Douglas councillors have, yet again, hit out at undeveloped brownfield sites in the capital being used for car parking.

In this month’s sitting of the council, members debated parking after planners rejected an application to extend the use of a piece of land on the South Quay for parking by a further two years.

The council’s environmental services committee had written to planners objecting to the application, a position supported by council leader David Christian.

Mr Christian said the use of brownfield sites for car parking ’drags the town down’ and provides no benefit to the island’s capital.

He added that the council should not allow buildings to be demolished and then used for private rental parking which can cost the hirer over £1,000 a year.

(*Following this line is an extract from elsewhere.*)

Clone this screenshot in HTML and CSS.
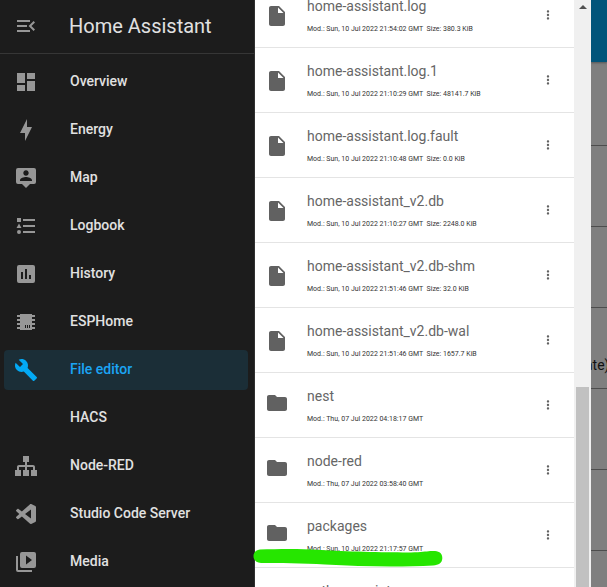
FILE: index.html
```html
<!DOCTYPE html>
<html lang="en">
<head>
<meta charset="utf-8">
<title>Home Assistant</title>
<link rel="stylesheet" href="styles.css">
</head>
<body>
<div class="app">
  <aside class="sidebar">
    <header class="sidebar-header">
      <button class="menu-button" type="button" aria-label="Toggle sidebar"><svg class="icon" viewBox="0 0 24 24"><path d="M21,15.61L19.59,17L14.58,12L19.59,7L21,8.39L17.44,12L21,15.61M3,6H16V8H3V6M3,13V11H13V13H3M3,18V16H16V18H3Z"/></svg></button>
      <h1 class="title">Home Assistant</h1>
    </header>
    <nav class="nav">
      <a class="nav-item" href="#"><svg class="icon" viewBox="0 0 24 24"><path d="M13,3V9H21V3M13,21H21V11H13M3,21H11V15H3M3,13H11V3H3V13Z"/></svg>Overview</a>
      <a class="nav-item" href="#"><svg class="icon" viewBox="0 0 24 24"><path d="M11 15H6L13 1V9H18L11 23V15Z"/></svg>Energy</a>
      <a class="nav-item" href="#"><svg class="icon" viewBox="0 0 24 24"><path d="M20,2H4A2,2 0 0,0 2,4V16A2,2 0 0,0 4,18H8L12,22L16,18H20A2,2 0 0,0 22,16V4A2,2 0 0,0 20,2M12,4.3C13.5,4.3 14.7,5.5 14.7,7C14.7,8.5 13.5,9.7 12,9.7C10.5,9.7 9.3,8.5 9.3,7C9.3,5.5 10.5,4.3 12,4.3M18,15H6V14.1C6,12.1 10,11 12,11C14,11 18,12.1 18,14.1V15Z"/></svg>Map</a>
      <a class="nav-item" href="#"><svg class="icon" viewBox="0 0 24 24"><path d="M5,9.5L7.5,14H2.5L5,9.5M3,4H7V8H3V4M5,20A2,2 0 0,0 7,18A2,2 0 0,0 5,16A2,2 0 0,0 3,18A2,2 0 0,0 5,20M9,5V7H21V5H9M9,19H21V17H9V19M9,11V13H21V11H9Z"/></svg>Logbook</a>
      <a class="nav-item" href="#"><svg class="icon" viewBox="0 0 24 24"><path d="M19,3H5A2,2 0 0,0 3,5V19A2,2 0 0,0 5,21H19A2,2 0 0,0 21,19V5A2,2 0 0,0 19,3M9,17H7V10H9V17M13,17H11V7H13V17M17,17H15V13H17V17Z"/></svg>History</a>
      <a class="nav-item" href="#"><svg class="icon" viewBox="0 0 24 24"><path d="M6,4H18V5H21V7H18V9H21V11H18V13H21V15H18V17H21V19H18V20H6V19H3V17H6V15H3V13H6V11H3V9H6V7H3V5H6V4M11,15V18H12V15H11M13,15V18H14V15H13M15,15V18H16V15H15Z"/></svg>ESPHome</a>
      <a class="nav-item selected" href="#" aria-current="page"><svg class="icon" viewBox="0 0 24 24"><path d="M22.7,19L13.6,9.9C14.5,7.6 14,4.9 12.1,3C10.1,1 7.1,0.6 4.7,1.7L9,6L6,9L1.6,4.7C0.4,7.1 0.9,10.1 2.9,12.1C4.8,14 7.5,14.5 9.8,13.6L18.9,22.7C19.3,23.1 19.9,23.1 20.3,22.7L22.6,20.4C23.1,20 23.1,19.3 22.7,19Z"/></svg>File editor</a>
      <a class="nav-item" href="#"><svg class="icon" viewBox="0 0 24 24"></svg>HACS</a>
      <a class="nav-item" href="#"><svg class="icon" viewBox="0 0 24 24"><path d="M9,2V8H11V11H5C3.89,11 3,11.89 3,13V16H1V22H7V16H5V13H11V16H9V22H15V16H13V13H19V16H17V22H23V16H21V13C21,11.89 20.11,11 19,11H13V8H15V2H9Z"/></svg>Node-RED</a>
      <a class="nav-item" href="#"><svg class="icon" viewBox="0 0 24 24"><path d="M21.3 4.1L17.2 2.1C16.7 1.9 16.1 2 15.8 2.4L7.9 9.5L4.5 6.9C4.2 6.7 3.7 6.7 3.4 7L2.3 8C1.9 8.3 1.9 8.9 2.3 9.2L5.3 12L2.3 14.8C1.9 15.1 1.9 15.7 2.3 16L3.4 17C3.7 17.3 4.2 17.3 4.5 17.1L7.9 14.5L15.8 21.6C16.1 22 16.7 22.1 17.2 21.9L21.3 19.9C21.7 19.7 22 19.3 22 18.8V5.2C22 4.7 21.7 4.3 21.3 4.1M17 16.5L11 12L17 7.5Z"/></svg>Studio Code Server</a>
      <a class="nav-item" href="#"><svg class="icon" viewBox="0 0 24 24"><path d="M4,6H2V20A2,2 0 0,0 4,22H18V20H4V6M20,2H8A2,2 0 0,0 6,4V16A2,2 0 0,0 8,18H20A2,2 0 0,0 22,16V4A2,2 0 0,0 20,2M12,14.5V5.5L18,10L12,14.5Z"/></svg>Media</a>
    </nav>
  </aside>

  <main class="drawer">
    <ul class="files" id="files"></ul>
    <div class="scrollbar"><span class="scroll-arrow"></span><span class="scroll-thumb"></span></div>
  </main>

  <div class="backdrop">
    <div class="toolbar"></div>
    <div class="line"></div>
    <div class="line"></div>
    <div class="line"></div>
    <div class="line"><span class="line-text">ate)</span></div>
    <div class="line"></div>
    <div class="line"></div>
    <div class="line"></div>
  </div>

  <svg class="marker" viewBox="0 0 190 18"><path d="M7 0.5C25 0 48 -0.3 64 0.8C90 2.6 145 4 165 3.2C173 2.6 177 1.8 182 2C187 2.4 189.5 5 189.3 9.5C189 14 186 16 180 16.5C150 18 110 17.8 72 15.5C50 14 25 14.2 8 14C3 13.6 0.5 11 0.5 7C0.5 3.5 3 1 7 0.5Z"/></svg>
</div>
<script src="files.js"></script>
</body>
</html>
```
FILE: styles.css
```css
* { box-sizing: border-box; }

body {
  margin: 0;
  font-family: Roboto, "Liberation Sans", sans-serif;
  background: #7f7f7f;
}

button {
  padding: 0;
  border: 0;
  background: none;
  color: inherit;
}

.app {
  position: relative;
  display: flex;
  height: 100vh;
  overflow: hidden;
}

/* Sidebar */
.sidebar {
  flex: 0 0 255px;
  background: #1c1c1c;
  border-right: 1px solid #303030;
}

.icon {
  display: block;
  flex: none;
  width: 24px;
  height: 24px;
  fill: #979797;
  fill-rule: evenodd;
}

.sidebar-header {
  display: flex;
  align-items: flex-start;
  gap: 31px;
  height: 54px;
  padding: 14px 0 0 14px;
  border-bottom: 1px solid #363636;
}

.title {
  margin: 0;
  font-size: 20px;
  line-height: 24px;
  font-weight: 400;
  color: #e1e1e1;
}

.nav {
  display: flex;
  flex-direction: column;
  gap: 8px;
  padding: 8px 6px 0 4px;
}

.nav-item {
  display: flex;
  align-items: flex-start;
  gap: 32px;
  height: 40px;
  padding: 8px 0 0 10px;
  border-radius: 4px;
  font-size: 14px;
  line-height: 22px;
  font-weight: 500;
  color: #e1e1e1;
  text-decoration: none;
}

.selected {
  background: #1b2e37;
  color: #1ba5f5;
}

.selected .icon { fill: #03a9f4; }

/* File list */
.drawer {
  display: flex;
  flex: 0 0 336px;
  background: #fff;
}

.files {
  flex: 1;
  margin: -17px 0 0;
  padding: 0;
  list-style: none;
}

.file {
  display: flex;
  align-items: flex-start;
  height: 65px;
  padding: 0 19px 0 10px;
  border-bottom: 1px solid #e4e4e4;
}

.file .icon { fill: #616161; }

.icon.document { margin-top: 21px; }

.icon.folder { margin-top: 18px; }

.info {
  flex: 1;
  padding: 13px 0 0 18px;
  color: #666;
}

.name {
  display: block;
  font-size: 14px;
  line-height: 20px;
}

.meta {
  display: block;
  margin-top: 8px;
  font-size: 7px;
  line-height: 10px;
  color: #333;
  white-space: pre;
}

.more { margin-top: 25px; }

.file .more .icon {
  width: 14px;
  height: 14px;
}

.scrollbar {
  display: flex;
  flex-direction: column;
  flex: 0 0 17px;
  align-items: center;
  justify-content: space-between;
  background: #f0f0f0;
}

.scroll-arrow {
  margin-top: 5px;
  border: 4px solid transparent;
  border-top-width: 0;
  border-bottom-color: #505050;
}

.scroll-thumb {
  width: 13px;
  height: 34%;
  background: #c1c1c1;
}

/* Dimmed page behind the drawer */
.backdrop {
  flex: 1;
  min-width: 0;
  overflow: hidden;
  background: #7f7f7f;
}

.toolbar {
  height: 62px;
  margin-bottom: 3px;
  background: #01547a;
  box-shadow: 0 1px 2px #555;
}

.line {
  display: flex;
  align-items: flex-end;
  height: 81px;
  padding-bottom: 13px;
  border-bottom: 1px solid #4d4d4d;
}

.line-text {
  margin-left: -6px;
  font-size: 14px;
  line-height: 20px;
  color: #111;
}

.marker {
  position: absolute;
  left: 253px;
  top: 549px;
  width: 190px;
  height: 18px;
  fill: #26e600;
}
```
FILE: files.js
```js
const entries = [
  ["document", "home-assistant.log", "Sun, 10 Jul 2022 21:54:02 GMT", "380.3 KiB"],
  ["document", "home-assistant.log.1", "Sun, 10 Jul 2022 21:10:29 GMT", "48141.7 KiB"],
  ["document", "home-assistant.log.fault", "Sun, 10 Jul 2022 21:10:48 GMT", "0.0 KiB"],
  ["document", "home-assistant_v2.db", "Sun, 10 Jul 2022 21:10:27 GMT", "2248.0 KiB"],
  ["document", "home-assistant_v2.db-shm", "Sun, 10 Jul 2022 21:51:46 GMT", "32.0 KiB"],
  ["document", "home-assistant_v2.db-wal", "Sun, 10 Jul 2022 21:51:46 GMT", "1657.7 KiB"],
  ["folder", "nest", "Thu, 07 Jul 2022 04:18:17 GMT"],
  ["folder", "node-red", "Thu, 07 Jul 2022 03:58:40 GMT"],
  ["folder", "packages", "Sun, 10 Jul 2022 21:17:57 GMT"],
  ["folder", "python_scripts", ""]
];

const shapes = {
  document: "M6 2c-1.1 0-2 .9-2 2v16c0 1.1.9 2 2 2h12c1.1 0 2-.9 2-2V8l-6-6H6zm7 7V3.5L18.5 9H13z",
  folder: "M10 4H4c-1.1 0-2 .9-2 2v12c0 1.1.9 2 2 2h16c1.1 0 2-.9 2-2V8c0-1.1-.9-2-2-2h-8l-2-2z"
};

const dots = "M12 8c1.1 0 2-.9 2-2s-.9-2-2-2-2 .9-2 2 .9 2 2 2zm0 2c-1.1 0-2 .9-2 2s.9 2 2 2 2-.9 2-2-.9-2-2-2zm0 6c-1.1 0-2 .9-2 2s.9 2 2 2 2-.9 2-2-.9-2-2-2z";

document.getElementById("files").innerHTML = entries.map(([kind, name, date, size]) => `
  <li class="file">
    <svg class="icon ${kind}" viewBox="0 0 24 24"><path d="${shapes[kind]}"/></svg>
    <div class="info">
      <span class="name">${name}</span>
      <span class="meta">${date ? "Mod.: " + date : ""}${size ? "  Size: " + size : ""}</span>
    </div>
    <button class="more" type="button" aria-label="Options for ${name}"><svg class="icon" viewBox="0 0 24 24"><path d="${dots}"/></svg></button>
  </li>`).join("");
```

Councillor Stephen Pitts voiced his support for clamping down on brownfield sites being used for car parking, noting some sites have been operational for over 10 years.

However, Councillor Sam Hamer said that those renting the spaces are only able to do so because there is a need for parking in Douglas from workers and shoppers.

While Councillor Devon Watson said Douglas has ’far too many car parks and far too few houses’ and that residents need to cut their car usage. He said the way to do this is for Tynwald to invest in more public transport.

Committee chairman Ritchie McNicholl said the committee had decided that two years was long enough for the South Quay site that the council has to encourage development.

’We want brownfield sites to be developed, we don’t want gaps with car parking,’ he added.

Mr McNicholl said that in the past the council had tried to introduce park and ride schemes, but they proved unsuccessful and said that the island has a ’car mentality’ which makes getting more people to use public transport more difficult.

When it was suggested that the council should encourage people to use multi-storey car parks, Mr McNicholl pointed out that the council has already returned two car parks, Chester Street and Drumgold Street (M&S) to the government as they were losing too much money.

Mr McNicholl had previously, in 2018, called for Chester Street to be demolished as it is no longer fit for purpose and is too small for many modern cars.